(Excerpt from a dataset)
┌────────
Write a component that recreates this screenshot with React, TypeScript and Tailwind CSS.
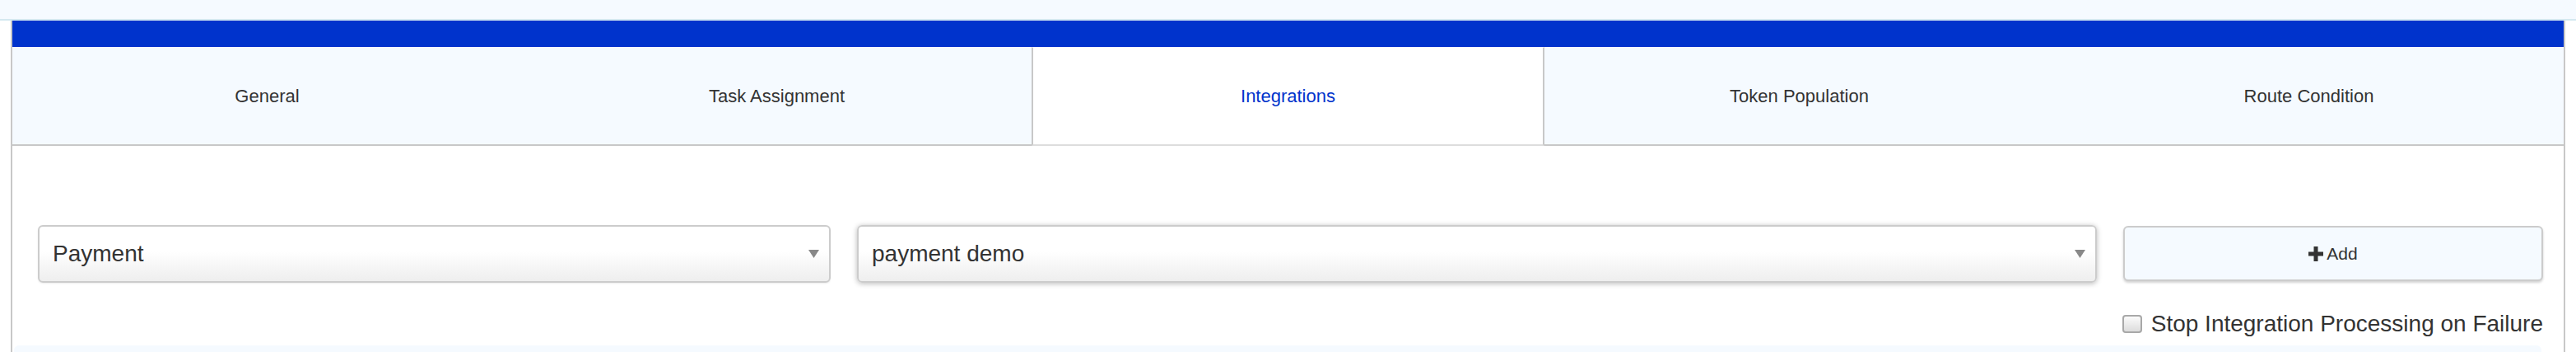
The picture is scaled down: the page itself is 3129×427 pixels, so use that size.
import React from "react";

const tabs = ["General", "Task Assignment", "Integrations", "Token Population", "Route Condition"];

function Arrow() {
  return (
    <svg width="13" height="10" viewBox="0 0 13 10" className="shrink-0">
      <polygon points="0,0 13,0 6.5,10" fill="#888888" />
    </svg>
  );
}

function SelectBox({ value, className }: { value: string; className: string }) {
  return (
    <div
      className={`h-[70px] rounded-[6px] border-2 border-[#cccccc] bg-[linear-gradient(to_bottom,#ffffff_45%,#eeeeee_100%)] flex items-center justify-between pl-[16px] pr-[12px] ${className}`}
    >
      <span className="text-[28px] leading-[28px] text-[#333333]">{value}</span>
      <Arrow />
    </div>
  );
}

export default function App() {
  return (
    <div className="w-[3129px] h-[427px] bg-white overflow-hidden font-['Liberation_Sans',Arial,sans-serif]">
      <div className="h-[25px] bg-[#f5faff] border-b-2 border-[#d4e8f0]" />
      <div className="mx-[13px] border-x-2 border-[#c8c8c8]">
        <div className="h-[32px] bg-[#0033cc]" />
        <div className="flex h-[120px]">
          {tabs.map((t, i) =>
            i === 2 ? (
              <div
                key={t}
                className="flex-1 flex items-center justify-center bg-white border-x-2 border-[#c8c8c8] border-b-2 border-b-[#dddddd] border-t border-t-[#f5faff] text-[22px] text-[#0033cc]"
              >
                {t}
              </div>
            ) : (
              <div
                key={t}
                className="flex-1 flex items-center justify-center bg-[#f5faff] border-b-2 border-[#c8c8c8] text-[22px] text-[#333333]"
              >
                {t}
              </div>
            )
          )}
        </div>
        <div className="pt-[96px] pl-[31px] pr-[25px]">
          <div className="flex items-start gap-[32px]">
            <SelectBox value="Payment" className="w-[963px] shadow-[0_1px_2px_rgba(0,0,0,0.08)]" />
            <SelectBox value="payment demo" className="flex-1 shadow-[0_1px_6px_rgba(0,0,0,0.28)]" />
            <button className="w-[510px] h-[67px] mt-[1px] rounded-[6px] border-2 border-[#cccccc] bg-[#f5faff] shadow-[0_2px_3px_rgba(0,0,0,0.18)] flex items-center justify-center gap-[4px] text-[21px] text-[#333333]">
              <svg width="18" height="18" viewBox="0 0 18 18">
                <rect x="6.5" y="0" width="5" height="18" fill="#333333" />
                <rect x="0" y="6.5" width="18" height="5" fill="#333333" />
              </svg>
              <span>Add</span>
            </button>
          </div>
          <div className="flex justify-end items-center gap-[11px] mt-[36px] h-[28px]">
            <div className="w-[24px] h-[22px] rounded-[4px] border-2 border-[#a8a8a8] bg-[linear-gradient(to_bottom,#fbfbfb,#dcdcdc)]" />
            <span className="text-[28px] leading-[28px] text-[#333333]">Stop Integration Processing on Failure</span>
          </div>
        </div>
        <div className="mt-[12px] ml-[2px] mr-[27px] h-[20px] rounded-t-[6px] bg-[#f5faff]" />
      </div>
    </div>
  );
}
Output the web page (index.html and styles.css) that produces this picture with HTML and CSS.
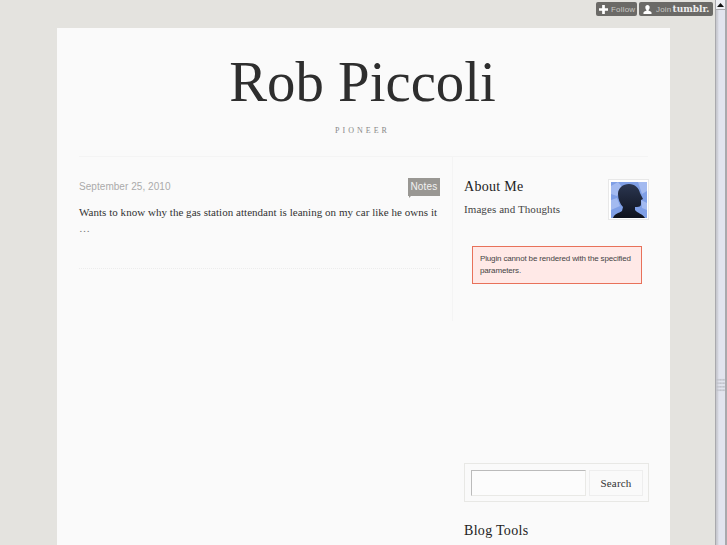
└────────
▶ YOUR INSTRUCTIONS:
Quote every line word for word and keep the images out of the copy.

▶ ANSWER TO THIS EXERCISE:
Write a component that recreates this screenshot with React, TypeScript and Tailwind CSS.
The picture is scaled down: the page itself is 3129×427 pixels, so use that size.
import React from "react";

const tabs = ["General", "Task Assignment", "Integrations", "Token Population", "Route Condition"];

function Arrow() {
  return (
    <svg width="13" height="10" viewBox="0 0 13 10" className="shrink-0">
      <polygon points="0,0 13,0 6.5,10" fill="#888888" />
    </svg>
  );
}

function SelectBox({ value, className }: { value: string; className: string }) {
  return (
    <div
      className={`h-[70px] rounded-[6px] border-2 border-[#cccccc] bg-[linear-gradient(to_bottom,#ffffff_45%,#eeeeee_100%)] flex items-center justify-between pl-[16px] pr-[12px] ${className}`}
    >
      <span className="text-[28px] leading-[28px] text-[#333333]">{value}</span>
      <Arrow />
    </div>
  );
}

export default function App() {
  return (
    <div className="w-[3129px] h-[427px] bg-white overflow-hidden font-['Liberation_Sans',Arial,sans-serif]">
      <div className="h-[25px] bg-[#f5faff] border-b-2 border-[#d4e8f0]" />
      <div className="mx-[13px] border-x-2 border-[#c8c8c8]">
        <div className="h-[32px] bg-[#0033cc]" />
        <div className="flex h-[120px]">
          {tabs.map((t, i) =>
            i === 2 ? (
              <div
                key={t}
                className="flex-1 flex items-center justify-center bg-white border-x-2 border-[#c8c8c8] border-b-2 border-b-[#dddddd] border-t border-t-[#f5faff] text-[22px] text-[#0033cc]"
              >
                {t}
              </div>
            ) : (
              <div
                key={t}
                className="flex-1 flex items-center justify-center bg-[#f5faff] border-b-2 border-[#c8c8c8] text-[22px] text-[#333333]"
              >
                {t}
              </div>
            )
          )}
        </div>
        <div className="pt-[96px] pl-[31px] pr-[25px]">
          <div className="flex items-start gap-[32px]">
            <SelectBox value="Payment" className="w-[963px] shadow-[0_1px_2px_rgba(0,0,0,0.08)]" />
            <SelectBox value="payment demo" className="flex-1 shadow-[0_1px_6px_rgba(0,0,0,0.28)]" />
            <button className="w-[510px] h-[67px] mt-[1px] rounded-[6px] border-2 border-[#cccccc] bg-[#f5faff] shadow-[0_2px_3px_rgba(0,0,0,0.18)] flex items-center justify-center gap-[4px] text-[21px] text-[#333333]">
              <svg width="18" height="18" viewBox="0 0 18 18">
                <rect x="6.5" y="0" width="5" height="18" fill="#333333" />
                <rect x="0" y="6.5" width="18" height="5" fill="#333333" />
              </svg>
              <span>Add</span>
            </button>
          </div>
          <div className="flex justify-end items-center gap-[11px] mt-[36px] h-[28px]">
            <div className="w-[24px] h-[22px] rounded-[4px] border-2 border-[#a8a8a8] bg-[linear-gradient(to_bottom,#fbfbfb,#dcdcdc)]" />
            <span className="text-[28px] leading-[28px] text-[#333333]">Stop Integration Processing on Failure</span>
          </div>
        </div>
        <div className="mt-[12px] ml-[2px] mr-[27px] h-[20px] rounded-t-[6px] bg-[#f5faff]" />
      </div>
    </div>
  );
}
Output the web page (index.html and styles.css) that produces this picture with HTML and CSS.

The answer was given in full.